Andrew Garrison | Chef's Blade

Work for Free…Seriously!


Some of the best experience outside of school that you can get is by “staging.” (Soft g, it’s French, so it sounds like “stazshing”) A “stage” is basically an unpaid apprenticeship. It’s most common in higher-end cooking, so if that’s your thing, come up with a list of restaurants in your area and get in contact with the chef or sous chef. Your instructors should be able to help you out with this. A lot of restaurants are perfectly willing to let a student come in and work a shift, especially the independent ones. It’s free labor for them and valuable experience for you.

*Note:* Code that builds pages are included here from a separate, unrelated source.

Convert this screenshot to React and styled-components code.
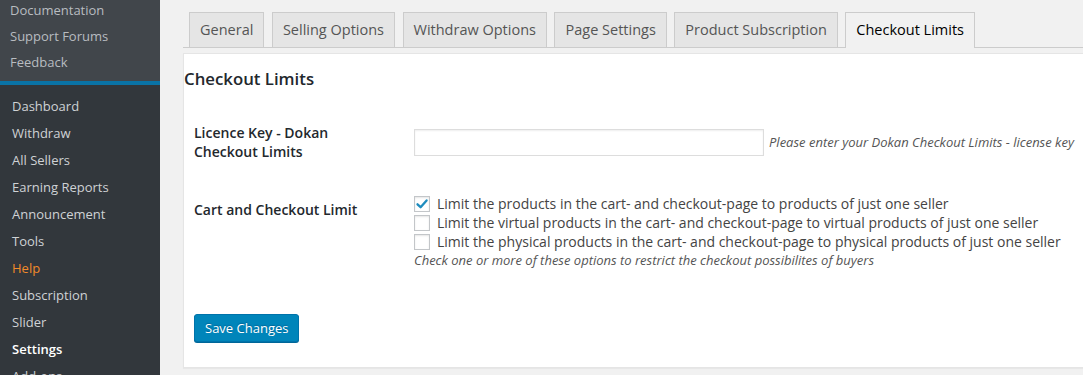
import React from "react";
import styled, { createGlobalStyle } from "styled-components";

const Global = createGlobalStyle`
  html, body { margin: 0; padding: 0; height: 375px; overflow: hidden; background: #f1f1f1; }
  body { font-family: "Open Sans", "Noto Sans", sans-serif; color: #444; font-size: 13px; }
  * { box-sizing: border-box; }
`;

const Layout = styled.div`
  display: flex;
  height: 375px;
`;

const Sidebar = styled.nav`
  width: 160px;
  flex: 0 0 160px;
  background: #32373c;
  overflow: hidden;
  display: flex;
  flex-direction: column;
`;

const Submenu = styled.ul`
  list-style: none;
  margin: -3px 0 0;
  padding: 0 0 6px;
  background: #41464b;
  border-bottom: 4px solid #0a73a6;
`;

const SubItem = styled.li`
  padding-left: 10px;
  font-size: 13px;
  line-height: 26px;
  color: #b8bcc0;
`;

const Menu = styled.ul`
  list-style: none;
  margin: 0;
  padding: 8px 0 0;
`;

const MenuItem = styled.li`
  padding-left: 12px;
  font-size: 13px;
  line-height: 27px;
  color: ${(p) => (p.$active ? "#fff" : p.$highlight ? "#f18a2a" : "#cfd2d5")};
  font-weight: ${(p) => (p.$active ? 600 : 400)};
`;

const Main = styled.main`
  flex: 1;
  min-width: 0;
  padding-left: 23px;
  display: flex;
  flex-direction: column;
`;

const TabBar = styled.div`
  display: flex;
  gap: 7.5px;
  padding: 12px 0 0 6px;
  border-bottom: 1px solid #ccc;
  margin-right: -2px;
`;

const Tab = styled.a`
  display: block;
  padding: 5px 10px;
  font-size: 14.5px;
  line-height: 24px;
  border: 1px solid #ccc;
  border-bottom: none;
  background: ${(p) => (p.$active ? "#f1f1f1" : "#e5e5e5")};
  color: ${(p) => (p.$active ? "#000" : "#555")};
  margin-bottom: ${(p) => (p.$active ? "-1px" : "0")};
  padding-bottom: ${(p) => (p.$active ? "6px" : "5px")};
  white-space: nowrap;
`;

const Panel = styled.section`
  margin: 5px -2px 0 0;
  background: #fff;
  border: 1px solid #e5e5e5;
  box-shadow: 0 1px 1px rgba(0, 0, 0, 0.04);
  padding-bottom: 25px;
`;

const Heading = styled.h2`
  margin: 0;
  padding-top: 13px;
  font-size: 16.8px;
  line-height: 24px;
  font-weight: 600;
  color: #23282d;
`;

const Form = styled.div`
  padding: 13px 0 0 10px;
`;

const Row = styled.div`
  display: grid;
  grid-template-columns: 210px 1fr;
`;

const Label = styled.div`
  width: 200px;
  padding: 20px 10px 20px 0;
  font-size: 14px;
  line-height: 18.5px;
  font-weight: 600;
  color: #23282d;
`;

const Field = styled.div`
  padding: ${(p) => (p.$top ? "13px 10px 15px" : "15px 10px")};
  display: flex;
  flex-direction: column;
  justify-content: ${(p) => (p.$top ? "flex-start" : "center")};
`;

const InlineField = styled.div`
  display: flex;
  align-items: center;
  gap: 5px;
`;

const TextInput = styled.input`
  width: 350px;
  height: 27px;
  margin: -1px 0 0;
  border: 1px solid #ddd;
  box-shadow: inset 0 1px 2px rgba(0, 0, 0, 0.07);
  background: #fff;
  font-family: inherit;
  font-size: 14px;
  padding: 3px 5px;
  outline: none;
`;

const Description = styled.span`
  font-size: 13px;
  font-style: italic;
  color: #555;
  line-height: 19px;
  white-space: nowrap;
`;

const CheckRow = styled.label`
  display: flex;
  align-items: center;
  gap: 7px;
  font-size: 14px;
  line-height: 19px;
  color: #444;
`;

const Box = styled.span`
  width: 16px;
  height: 16px;
  flex: 0 0 16px;
  border: 1px solid #c3c6c9;
  background: #fff;
  box-shadow: inset 0 1px 2px rgba(0, 0, 0, 0.1);
  display: flex;
  align-items: center;
  justify-content: center;
`;

const SubmitArea = styled.div`
  padding: 29px 0 0 10px;
`;

const Button = styled.button`
  height: 28px;
  padding: 0 10px;
  border: 1px solid #0073aa;
  border-radius: 3px;
  background: #0085ba;
  box-shadow: 0 1px 0 #006799;
  color: #fff;
  font-family: inherit;
  font-size: 13px;
  line-height: 26px;
  text-shadow: 0 -1px 1px #006799;
  cursor: pointer;
`;

const Check = ({ checked, children }) => (
  <CheckRow>
    <Box>
      {checked && (
        <svg width="14" height="14" viewBox="0 0 14 14">
          <path d="M2.5 7.3 L5.6 10.2 L11.6 3.4" fill="none" stroke="#1e8cbe" strokeWidth="2.3" strokeLinecap="round" strokeLinejoin="round" />
        </svg>
      )}
    </Box>
    {children}
  </CheckRow>
);

const subItems = ["Documentation", "Support Forums", "Feedback"];
const menuItems = ["Dashboard", "Withdraw", "All Sellers", "Earning Reports", "Announcement", "Tools", "Help", "Subscription", "Slider", "Settings", "Add-ons"];
const tabs = ["General", "Selling Options", "Withdraw Options", "Page Settings", "Product Subscription", "Checkout Limits"];

export default function App() {
  return (
    <>
      <Global />
      <Layout>
        <Sidebar>
          <Submenu>
            {subItems.map((s) => (
              <SubItem key={s}>{s}</SubItem>
            ))}
          </Submenu>
          <Menu>
            {menuItems.map((m) => (
              <MenuItem key={m} $active={m === "Settings"} $highlight={m === "Help"}>
                {m}
              </MenuItem>
            ))}
          </Menu>
        </Sidebar>
        <Main>
          <TabBar>
            {tabs.map((t) => (
              <Tab key={t} $active={t === "Checkout Limits"}>
                {t}
              </Tab>
            ))}
          </TabBar>
          <Panel>
            <Heading>Checkout Limits</Heading>
            <Form>
              <Row>
                <Label>Licence Key - Dokan Checkout Limits</Label>
                <Field>
                  <InlineField>
                    <TextInput type="text" />
                    <Description>Please enter your Dokan Checkout Limits - license key</Description>
                  </InlineField>
                </Field>
              </Row>
              <Row>
                <Label>Cart and Checkout Limit</Label>
                <Field $top>
                  <Check checked>Limit the products in the cart- and checkout-page to products of just one seller</Check>
                  <Check>Limit the virtual products in the cart- and checkout-page to virtual products of just one seller</Check>
                  <Check>Limit the physical products in the cart- and checkout-page to physical products of just one seller</Check>
                  <Description>Check one or more of these options to restrict the checkout possibilites of buyers</Description>
                </Field>
              </Row>
            </Form>
            <SubmitArea>
              <Button>Save Changes</Button>
            </SubmitArea>
          </Panel>
        </Main>
      </Layout>
    </>
  );
}
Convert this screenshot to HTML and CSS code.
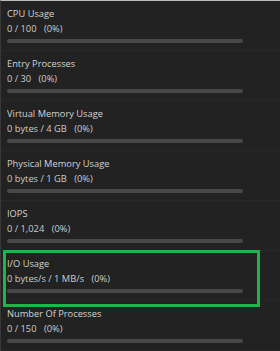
FILE: index.html
```html
<!DOCTYPE html>
<html lang="en">
<head>
  <meta charset="UTF-8" />
  <title>Resource Usage</title>
  <link rel="stylesheet" href="styles.css">
</head>
<body>

  <div class="usage-list">
    <div class="usage-item">
      <div class="usage-title">CPU Usage</div>
      <div class="usage-value">0 / 100 <span class="pct">(0%)</span></div>
      <div class="bar"><div class="bar-fill" style="width: 0%"></div></div>
    </div>
    <div class="usage-item">
      <div class="usage-title">Entry Processes</div>
      <div class="usage-value">0 / 30 <span class="pct">(0%)</span></div>
      <div class="bar"><div class="bar-fill" style="width: 0%"></div></div>
    </div>
    <div class="usage-item">
      <div class="usage-title">Virtual Memory Usage</div>
      <div class="usage-value">0 bytes / 4 GB <span class="pct">(0%)</span></div>
      <div class="bar"><div class="bar-fill" style="width: 0%"></div></div>
    </div>
    <div class="usage-item">
      <div class="usage-title">Physical Memory Usage</div>
      <div class="usage-value">0 bytes / 1 GB <span class="pct">(0%)</span></div>
      <div class="bar"><div class="bar-fill" style="width: 0%"></div></div>
    </div>
    <div class="usage-item">
      <div class="usage-title">IOPS</div>
      <div class="usage-value">0 / 1,024 <span class="pct">(0%)</span></div>
      <div class="bar"><div class="bar-fill" style="width: 0%"></div></div>
    </div>
    <div class="usage-item highlight">
      <div class="usage-title">I/O Usage</div>
      <div class="usage-value">0 bytes/s / 1 MB/s <span class="pct">(0%)</span></div>
      <div class="bar"><div class="bar-fill" style="width: 0%"></div></div>
    </div>
    <div class="usage-item">
      <div class="usage-title">Number Of Processes</div>
      <div class="usage-value">0 / 150 <span class="pct">(0%)</span></div>
      <div class="bar"><div class="bar-fill" style="width: 0%"></div></div>
    </div>
  </div>

</body>
</html>
```

FILE: styles.css
```css
* { box-sizing: border-box; }
body {
  font-family: "Open Sans", "Liberation Sans", sans-serif;
  font-size: 9.3px;
  background-color: #222222;
  color: #d2d2d2;
  margin: 0;
  height: 351px;
  overflow: hidden;
  border-top: 1px solid #bdbdbd;
  border-left: 1px solid #383838;
}
.usage-item {
  position: relative;
  padding: 6px 37px 7px 6px;
  border-bottom: 1px solid #282828;
}
.usage-title {
  line-height: 13px;
}
.usage-value {
  line-height: 13px;
  margin-top: 2px;
  color: #cccccc;
}
.usage-value .pct {
  margin-left: 5px;
}
.bar {
  margin-top: 4px;
  height: 4px;
  border-radius: 2px;
  background-color: #484848;
  overflow: hidden;
}
.bar-fill {
  height: 100%;
  background-color: #2a9fd6;
}

/* annotation box around the highlighted row */
.usage-item.highlight::after {
  content: "";
  position: absolute;
  top: -1px;
  left: 2px;
  width: 251px;
  height: 51px;
  border: 3px solid #1fb54a;
}
```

They’re not going to throw you on the line and let you burn, so don’t worry about that (unless the staff turns out to be a little sadistic — there’s always a slight possibility of that!). You’ll likely do some prep and maybe help out at a station during service – or just watch at that point. If you visit a few restaurants, you’ll start to figure out what kind of kitchen you want to work in and what kind you don’t. There’s a lot of great contacts to be made too. This industry is very much about who you know. You still have to have the skills to back it up, but having a strong network of peers is a huge help. No matter how big the city you live in is, the restaurant scene is a lot smaller than you’d think. If you find a restaurant you like, see if they’ll let you come back once or twice a week. A friend of mine did that, and after a couple months, a spot in the kitchen opened up, and they hired him.